The inflation and consumer spending figures likely keep the Fed on track to raise interest rates by a quarter percentage point next week. First Republic Bank’s continuing struggles, however, do raise the possibility that the central bank could pause.
“Inflation remains stubborn, and along with the continued strength in the labor market, it should keep the Fed on pace for a May and potentially a June rate hike,” said Cliff Hodge of Cornerstone Wealth.
The median projection in a Bloomberg survey of economists called for 1.9% GDP growth and a 4% annualized gain in personal consumption. US stock futures remained higher, Treasury yields jumped and the dollar strengthened after the release.
Separate data out Thursday showed applications for unemployment benefits fell for the first time in three weeks. Continuing claims, which can offer insight into how quickly out-of-work Americans are able to find a new job, were largely unchanged.
The economic slowdown is expected to be more evident in the second quarter, with economists forecasting GDP to grow at a stall-speed pace of 0.2%. The Fed’s April Beige Book survey of regional business contacts indicated the same, with policymakers describing economic activity as “little changed” and consumer spending as “flat to down slightly.”

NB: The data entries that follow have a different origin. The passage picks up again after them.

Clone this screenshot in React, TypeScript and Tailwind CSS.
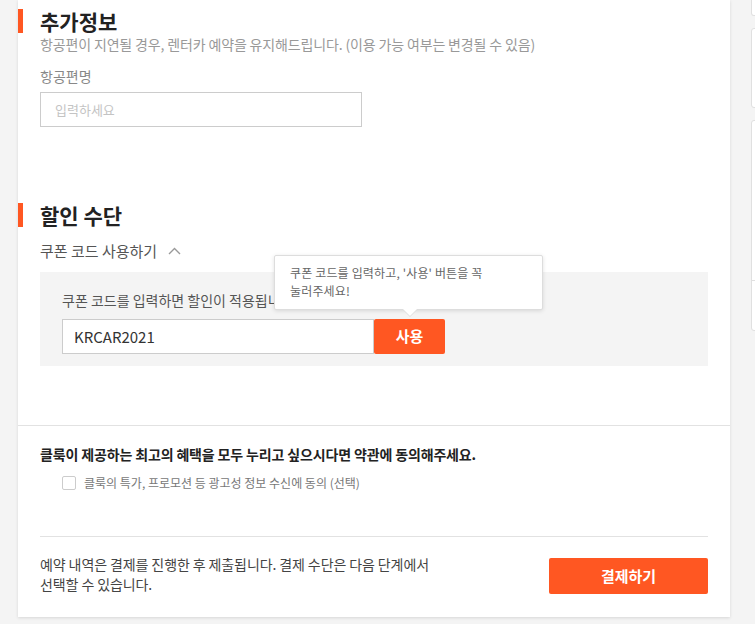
import React from 'react';

const font = {
  fontFamily: '"Noto Sans CJK KR", "Noto Sans", "Liberation Sans", sans-serif',
};

function SectionTitle({ children }: { children: React.ReactNode }) {
  return (
    <h2 className="-ml-[22px] border-l-[5px] border-[#ff5722] pl-[17px] text-[21px] leading-[24px] font-bold text-[#222]">
      {children}
    </h2>
  );
}

export default function App() {
  return (
    <div className="min-h-[624px] w-[755px] overflow-hidden bg-[#f4f4f4]" style={font}>
      <div className="flex items-start gap-[21px] pl-[18px]">
        {/* Main card */}
        <div className="w-[712px] shrink-0 bg-white shadow-[0_1px_3px_rgba(0,0,0,0.12)]">
          <div className="px-[22px] pt-[9px] pb-[59px]">
            {/* 추가정보 */}
            <SectionTitle>추가정보</SectionTitle>
            <p className="mt-[1px] text-[14px] leading-[20px] tracking-[-0.15px] text-[#999]">
              항공편이 지연될 경우, 렌터카 예약을 유지해드립니다. (이용 가능 여부는 변경될 수 있음)
            </p>
            <p className="mt-[12px] text-[14px] leading-[20px] text-[#888]">항공편명</p>
            <input
              className="mt-[6px] h-[35px] w-[322px] border border-[#ccc] px-[14px] text-[13px] text-[#333] outline-none placeholder:text-[#c4c4c4]"
              placeholder="입력하세요"
            />

            {/* 할인 수단 */}
            <div className="mt-[76px]">
              <SectionTitle>할인 수단</SectionTitle>
            </div>
            <div className="mt-[14px] flex items-center gap-[11px] text-[15px] leading-[20px] text-[#555]">
              <span>쿠폰 코드 사용하기</span>
              <svg width="13" height="8" viewBox="0 0 13 8" fill="none">
                <polyline points="1,7 6.5,1.5 12,7" stroke="#999" strokeWidth="1.4" />
              </svg>
            </div>
            <div className="relative mt-[11px] bg-[#f4f4f4] px-[22px] pt-[18px] pb-[12px]">
              <p className="text-[14px] leading-[20px] text-[#555]">쿠폰 코드를 입력하면 할인이 적용됩니다.</p>
              <div className="mt-[9px] flex">
                <input
                  className="h-[35px] w-[312px] border border-[#ccc] bg-white px-[11px] text-[15px] text-[#333] outline-none"
                  defaultValue="KRCAR2021"
                />
                <button className="h-[35px] w-[71px] rounded-[2px] bg-[#ff5722] text-[15px] font-bold text-white">
                  사용
                </button>
              </div>

              {/* Tooltip */}
              <div className="absolute top-[-17px] left-[234px] w-[269px] rounded-[2px] border border-[#ddd] bg-white px-[15px] pt-[8px] pb-[9px] shadow-[0_1px_4px_rgba(0,0,0,0.12)]">
                <p className="text-[12px] leading-[18px] tracking-[0.15px] text-[#666]">
                  쿠폰 코드를 입력하고, '사용' 버튼을 꼭
                  <br />
                  눌러주세요!
                </p>
                <div className="absolute -bottom-[7px] left-[128px] h-0 w-0 border-x-[7px] border-t-[7px] border-x-transparent border-t-white drop-shadow-[0_1px_0_#ddd]" />
              </div>
            </div>
          </div>

          {/* Terms */}
          <div className="border-t border-[#e2e2e2] px-[22px] pt-[18px] pb-[23px]">
            <p className="text-[14px] leading-[20px] font-bold tracking-[-0.15px] text-[#222]">
              클룩이 제공하는 최고의 혜택을 모두 누리고 싶으시다면 약관에 동의해주세요.
            </p>
            <label className="mt-[9px] flex items-center gap-[8px] pl-[22px]">
              <span className="h-[14px] w-[14px] rounded-[2px] border border-[#ccc] bg-white" />
              <span className="text-[12px] leading-[20px] text-[#777]">
                클룩의 특가, 프로모션 등 광고성 정보 수신에 동의 (선택)
              </span>
            </label>

            <div className="mt-[43px] border-t border-[#e2e2e2] pt-[17px]">
              <div className="flex items-start justify-between">
                <p className="text-[14px] leading-[20px] tracking-[-0.1px] text-[#444]">
                  예약 내역은 결제를 진행한 후 제출됩니다. 결제 수단은 다음 단계에서
                  <br />
                  선택할 수 있습니다.
                </p>
                <button className="mt-[4px] h-[36px] w-[159px] rounded-[2px] bg-[#ff5722] text-[15px] font-bold text-white">
                  결제하기
                </button>
              </div>
            </div>
          </div>
        </div>

        {/* Right column */}
        <div className="flex w-[200px] shrink-0 flex-col gap-[12px]">
          <div className="h-[16px] rounded-b-[3px] border border-t-0 border-[#e0e0e0] bg-white" />
          <div className="h-[80px] rounded-[3px] border border-[#e0e0e0] bg-white" />
          <div className="h-[211px] rounded-[3px] border border-[#e0e0e0] bg-white">
            <div className="h-[160px] border-b border-[#e0e0e0]" />
          </div>
        </div>
      </div>
    </div>
  );
}
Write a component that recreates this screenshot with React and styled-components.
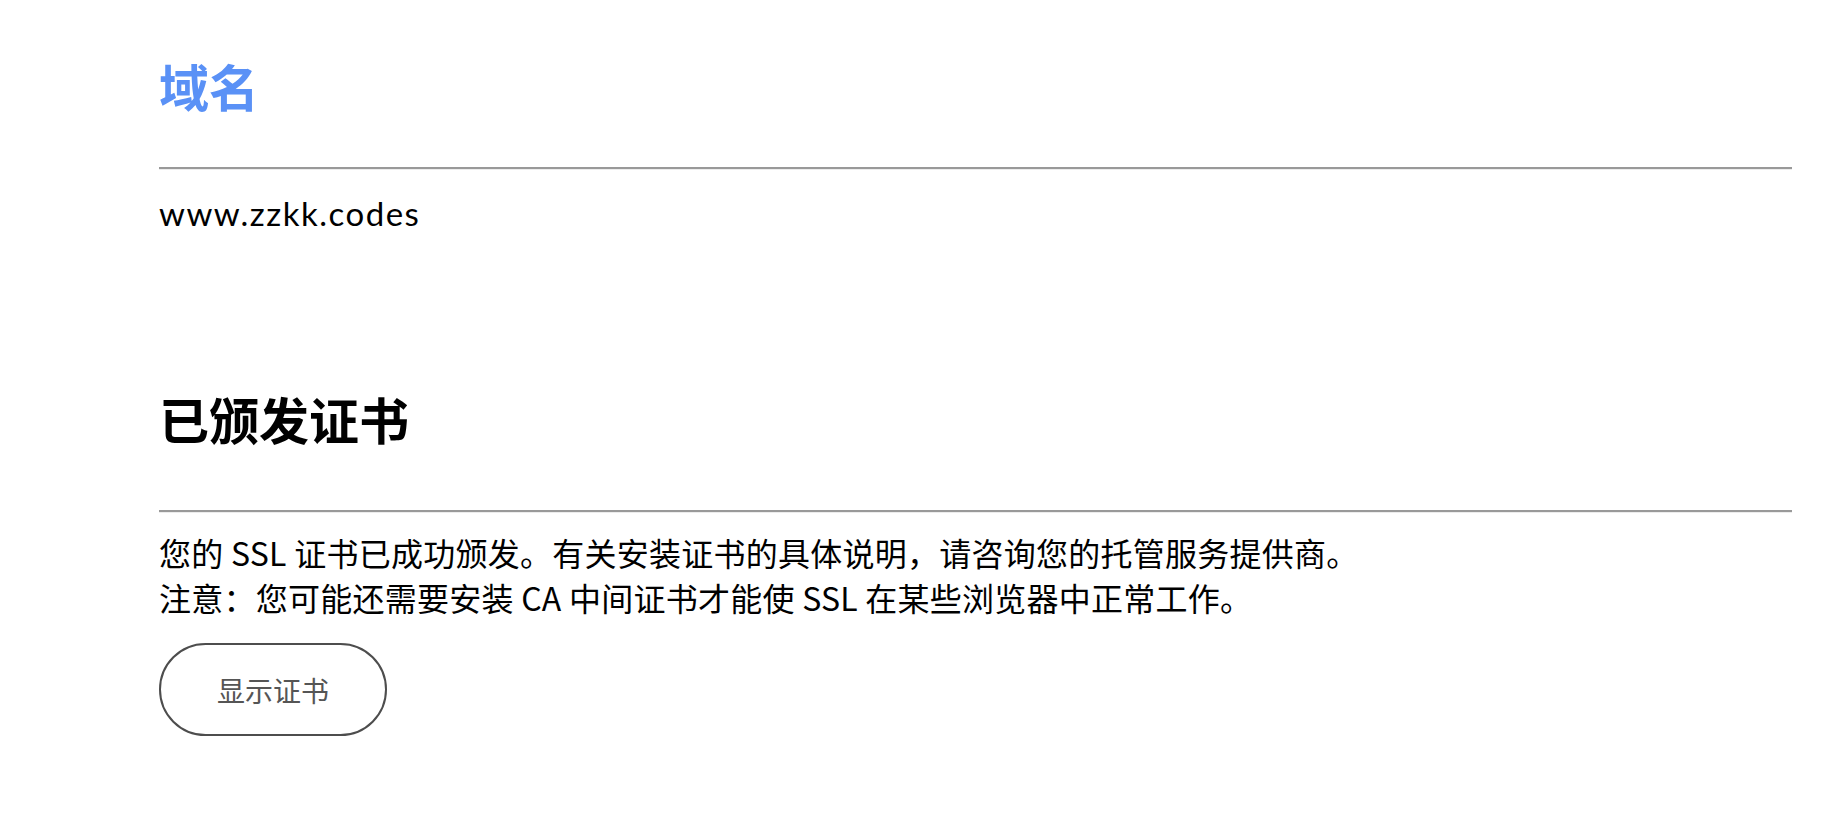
import React from 'react';
import styled, { createGlobalStyle } from 'styled-components';

const GlobalStyle = createGlobalStyle`
	html, body {
		margin: 0;
		padding: 0;
		background: #ffffff;
	}
	body {
		font-family: 'Noto Sans CJK SC', 'Noto Sans', sans-serif;
		color: #111111;
	}
`;

const Page = styled.div`
	padding: 60px 34px 0 159px;
`;

const Section = styled.section`
	display: flex;
	flex-direction: column;
	margin-bottom: ${({ gap }) => gap || 0}px;
`;

const Title = styled.h2`
	margin: 0;
	font-size: 50px;
	line-height: 50px;
	font-weight: 700;
	color: ${({ accent }) => (accent ? '#5a91f6' : '#000000')};
`;

const Rule = styled.hr`
	margin: ${({ top }) => top}px 0 0;
	height: 0;
	border: none;
	border-top: 2px solid #999999;
	border-bottom: 1px solid #ececec;
`;

const Domain = styled.div`
	margin-top: 26px;
	font-family: 'Lato', 'Noto Sans', sans-serif;
	font-size: 33px;
	line-height: 34px;
	letter-spacing: 1.5px;
	color: #000000;
`;

const Body = styled.p`
	margin: 17px 0 0;
	font-size: 32px;
	line-height: 45px;
	letter-spacing: 0.25px;
	color: #000000;
`;

const Button = styled.button`
	align-self: flex-start;
	margin-top: 23px;
	width: 228px;
	height: 93px;
	border: 2px solid #4d4d4d;
	border-radius: 47px;
	background: #ffffff;
	font-family: 'Noto Sans CJK SC', sans-serif;
	font-size: 28px;
	color: #555555;
	cursor: pointer;
`;

export default function App() {
	return (
		<>
			<GlobalStyle />
			<Page>
				<Section gap={163}>
					<Title accent>域名</Title>
					<Rule top={57} />
					<Domain>www.zzkk.codes</Domain>
				</Section>
				<Section>
					<Title>已颁发证书</Title>
					<Rule top={67} />
					<Body>
						您的 SSL 证书已成功颁发。有关安装证书的具体说明，请咨询您的托管服务提供商。
						<br />
						注意：您可能还需要安装 CA 中间证书才能使 SSL 在某些浏览器中正常工作。
					</Body>
					<Button>显示证书</Button>
				</Section>
			</Page>
		</>
	);
}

While a recession isn’t assured, many economists — including those at the Fed — expect the cumulative effect of monetary tightening, a retrenchment in business investment, a slowdown in consumer spending and tightening credit conditions to ultimately tip the economy into a downturn.
The GDP data showed services spending rose at a 2.3% annualized rate, led by health care and restaurants and hotels. Outlays on goods increased at a 6.5% rate, the most in nearly two years.
The slowdown in business investment reflected a drop in equipment purchases and the smallest gain in intellectual property outlays in nearly three years.
Many companies are dialing back investment plans in the face of tighter credit conditions and recession concerns. Economists generally see a significant pullback in capital spending as a key factor of any downturn this year.
Meanwhile, inventories subtracted 2.26 percentage points from GDP during the period. Residential investment weighed on growth for an eighth straight quarter, reflecting the damage inflicted on the housing market from a spike in mortgage rates. This particular headwind to growth is abating though — other figures suggest the sector is beginning to stabilize.